François Hollande est avant tout aidé par la force considérable des institutions de la Vème république et, ne l’oublions jamais, par des forces de l’ordre qui sont d’abord faites en France pour protéger l’Etat et ses représentants. Les événements du printemps l’ont assez démontré, mais on a peu relevé le fait suivant : les « casseurs » (quand osera-t-on dire « l’ultragauche » ?) ont cassé à peu près n’importe quoi, de Paris à Nantes en passant par Rennes, mais dès qu’ils ont fait mine de se diriger vers l’Elysée en mai dernier, bien court fut leur trajet ! 

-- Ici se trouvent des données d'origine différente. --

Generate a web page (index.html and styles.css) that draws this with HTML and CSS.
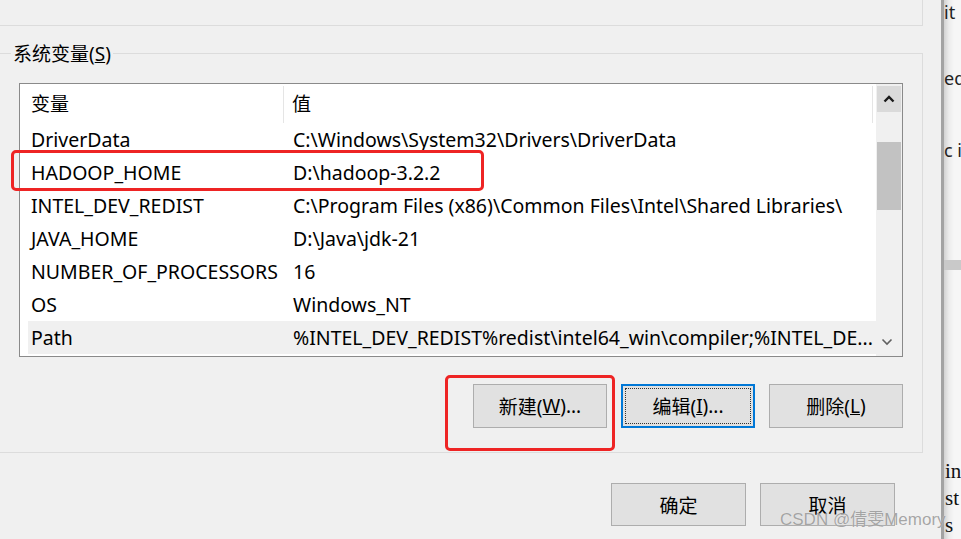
FILE: index.html
```html
<!DOCTYPE html>
<html lang="zh-CN">
<head>
<meta charset="utf-8">
<title>环境变量</title>
<link rel="stylesheet" href="styles.css">
</head>
<body>
<div class="screen">
  <div class="dialog">
    <div class="user-group"></div>
    <div class="sys-group">
      <div class="legend">系统变量(<u>S</u>)</div>
      <div class="listbox">
        <div class="list">
          <div class="list-head">
            <div class="c1">变量</div>
            <div class="c2">值</div>
          </div>
          <div class="row"><div class="c1">DriverData</div><div class="c2">C:\Windows\System32\Drivers\DriverData</div></div>
          <div class="row"><div class="c1">HADOOP_HOME</div><div class="c2">D:\hadoop-3.2.2</div></div>
          <div class="row"><div class="c1">INTEL_DEV_REDIST</div><div class="c2">C:\Program Files (x86)\Common Files\Intel\Shared Libraries\</div></div>
          <div class="row"><div class="c1">JAVA_HOME</div><div class="c2">D:\Java\jdk-21</div></div>
          <div class="row"><div class="c1">NUMBER_OF_PROCESSORS</div><div class="c2">16</div></div>
          <div class="row"><div class="c1">OS</div><div class="c2">Windows_NT</div></div>
          <div class="row row-sel"><div class="c1">Path</div><div class="c2">%INTEL_DEV_REDIST%redist\intel64_win\compiler;%INTEL_DE...</div></div>
        </div>
        <div class="scrollbar">
          <div class="sb-btn sb-up">
            <svg width="12" height="8" viewBox="0 0 12 8"><path d="M1.5 6.5 L6 2 L10.5 6.5" fill="none" stroke="#1a1a1a" stroke-width="2.4"/></svg>
          </div>
          <div class="sb-track"><div class="sb-thumb"></div></div>
          <div class="sb-btn sb-down">
            <svg width="12" height="8" viewBox="0 0 12 8"><path d="M1.5 1.5 L6 6 L10.5 1.5" fill="none" stroke="#606060" stroke-width="1.6"/></svg>
          </div>
        </div>
      </div>
      <div class="btn-row">
        <button class="btn">新建(<u>W</u>)...</button>
        <button class="btn btn-focus"><span class="focus-ring">编辑(<u>I</u>)...</span></button>
        <button class="btn">删除(<u>L</u>)</button>
      </div>
    </div>
    <div class="footer">
      <button class="btn btn-foot">确定</button>
      <button class="btn btn-foot">取消</button>
    </div>
  </div>
  <div class="side">
    <div class="side-t t-it">it</div>
    <div class="side-t t-eq">eq</div>
    <div class="side-t t-ci">c i</div>
    <div class="side-band"></div>
    <div class="side-serif">in<br>st<br>s</div>
  </div>
  <div class="mark mark-row"></div>
  <div class="mark mark-btn"></div>
  <div class="watermark">CSDN @倩雯Memory</div>
</div>
</body>
</html>
```
FILE: styles.css
```css
* { box-sizing: border-box; }
html, body { margin: 0; padding: 0; }
body {
  width: 961px;
  height: 539px;
  overflow: hidden;
  background: #f0f0f0;
  font-family: "Noto Sans", "Noto Sans CJK SC", sans-serif;
  font-size: 19px;
  color: #000;
}
.screen {
  position: relative;
  display: flex;
  width: 961px;
  height: 539px;
  overflow: hidden;
}
.dialog {
  width: 941px;
  height: 539px;
  flex: none;
  background: #f0f0f0;
  display: flex;
  flex-direction: column;
}
.user-group {
  margin-left: -4px;
  width: 927px;
  height: 26px;
  border-right: 1px solid #dcdcdc;
  border-bottom: 1px solid #dcdcdc;
}
.sys-group {
  margin-top: 27px;
  margin-left: -4px;
  width: 927px;
  height: 400px;
  border: 1px solid #dcdcdc;
  display: flex;
  flex-direction: column;
  align-items: flex-start;
}
.legend {
  margin-top: -13px;
  margin-left: 14px;
  padding: 0 2px;
  height: 26px;
  line-height: 26px;
  background: #f0f0f0;
  white-space: nowrap;
}
.listbox {
  margin-top: 16px;
  margin-left: 22px;
  width: 884px;
  height: 274px;
  border: 1px solid #8a8a8a;
  background: #fff;
  display: flex;
}
.list {
  width: 856px;
  padding-left: 8px;
  overflow: hidden;
}
.list-head, .row {
  display: flex;
  white-space: nowrap;
}
.list-head {
  height: 39px;
  line-height: 39px;
}
.row {
  height: 33px;
  line-height: 33px;
  font-size: 19.5px;
}
.c1 {
  width: 256px;
  padding-left: 3px;
  flex: none;
  overflow: hidden;
}
.c2 {
  width: 589px;
  padding-left: 9px;
  flex: none;
  overflow: hidden;
}
.list-head .c1 {
  border-right: 1px solid #e5e5e5;
  margin: 2px 0 0;
  line-height: 37px;
}
.list-head .c2 {
  border-right: 1px solid #e5e5e5;
  margin: 2px 0 0;
  line-height: 37px;
  padding-left: 8px;
}
.row-sel {
  background: #f0f0f0;
}
.scrollbar {
  width: 26px;
  flex: none;
  background: #f0f0f0;
  display: flex;
  flex-direction: column;
  padding: 2px 1px 1px 1px;
}
.sb-btn {
  height: 26px;
  flex: none;
  display: flex;
  align-items: center;
  justify-content: center;
}
.sb-up { background: #dadada; }
.sb-down { padding-right: 4px; }
.sb-track {
  flex: 1;
  padding-top: 30px;
}
.sb-thumb {
  height: 68px;
  background: #c2c2c2;
}
.btn-row {
  margin-top: 27px;
  margin-left: 22px;
  width: 884px;
  display: flex;
  justify-content: flex-end;
  gap: 14px;
}
.btn {
  width: 134px;
  height: 44px;
  background: #e1e1e1;
  border: 1px solid #adadad;
  font-family: "Noto Sans", "Noto Sans CJK SC", sans-serif;
  font-size: 19px;
  color: #000;
  padding: 0;
  display: flex;
  align-items: center;
  justify-content: center;
  white-space: nowrap;
}
.btn-focus {
  border: 2px solid #0078d7;
  padding: 2px;
}
.focus-ring {
  width: 100%;
  height: 100%;
  border: 1px dotted #333;
  display: flex;
  align-items: center;
  justify-content: center;
}
.footer {
  margin-top: 30px;
  padding-right: 46px;
  display: flex;
  justify-content: flex-end;
  gap: 14px;
}
.btn-foot {
  width: 135px;
  height: 43px;
}
.side {
  flex: 1;
  height: 539px;
  border-left: 3px solid #a3a3a3;
  background: linear-gradient(to right, #d2d2d2, #ececec 5px, #f6f6f6 10px);
  display: flex;
  flex-direction: column;
  font-family: "Noto Sans", sans-serif;
  font-size: 18px;
  color: #222;
  white-space: nowrap;
  overflow: hidden;
}
.side-t {
  height: 24px;
  line-height: 24px;
  padding-left: 0;
}
.t-it { margin-top: 0; }
.t-eq { margin-top: 42px; }
.t-ci { margin-top: 48px; }
.side-band {
  margin-top: 98px;
  height: 17px;
  background: #c9c9c9;
}
.side-serif {
  margin-top: 188px;
  font-family: "Liberation Serif", serif;
  font-size: 21px;
  line-height: 27px;
  color: #111;
  padding-left: 1px;
}
.mark {
  position: absolute;
  border: 3px solid #ee2424;
  border-radius: 5px;
  pointer-events: none;
}
.mark-row {
  left: 11px;
  top: 150px;
  width: 473px;
  height: 41px;
}
.mark-btn {
  left: 445px;
  top: 375px;
  width: 170px;
  height: 76px;
}
.watermark {
  position: absolute;
  left: 780px;
  top: 509px;
  font-family: "Liberation Sans", "Noto Sans CJK SC", sans-serif;
  font-size: 17px;
  line-height: 22px;
  color: rgba(150, 150, 150, 0.85);
  text-shadow: 0 0 1px rgba(255, 255, 255, 0.6);
  white-space: nowrap;
}
```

Demeure l’échéance incontournable de 2017 : d’ici là bien des choses peuvent arriver dans un monde où tout, et surtout le pire, arrive. La candidature Hollande n’est donc nullement « déminée ». Quelles seront les conséquences du Brexit ? Et, plus encore, d’un nouvel attentat ? Adieu « l’inflexion de la courbe du chômage » ; adieu sans doute aussi « l’unité nationale ». C’est pourquoi je pense, en me plaçant du seul point de vue possible à ce jour, c’est-à-dire « dans la tête de François Hollande », que l’homme, qui encore une fois déteste choisir, a mis deux fers au feu. La primaire du PS n’est pas un stratagème « diabolique », comme on le lit partout. C’est un moyen, dans la situation de faiblesse politique extrême où se trouve le Président - c’est tout de même le fait fondamental - de se garder, encore et toujours, deux possibilités : soit une relégitimation ultime à gauche, soit une voie élégante de sortie, si tout va mal. Evidemment, F. Hollande préfère la première solution. Mais dans le deuxième cas, Emmanuel Macron et Manuel Valls se préparent. Voilà pourquoi ils hésitent tant à démissionner maintenant. Encore une fois à tort à mon sens, car 2017 ne sera pas, quel que soit le candidat, l’année de la gauche. Et rester jusqu’au bout, c’est s’associer à un très mauvais bilan que l’on vous rappellera longtemps. C’est d’autant plus vrai pour le premier Ministre. Mais il est trop tard pour lui. Pas pour Emmanuel Macron.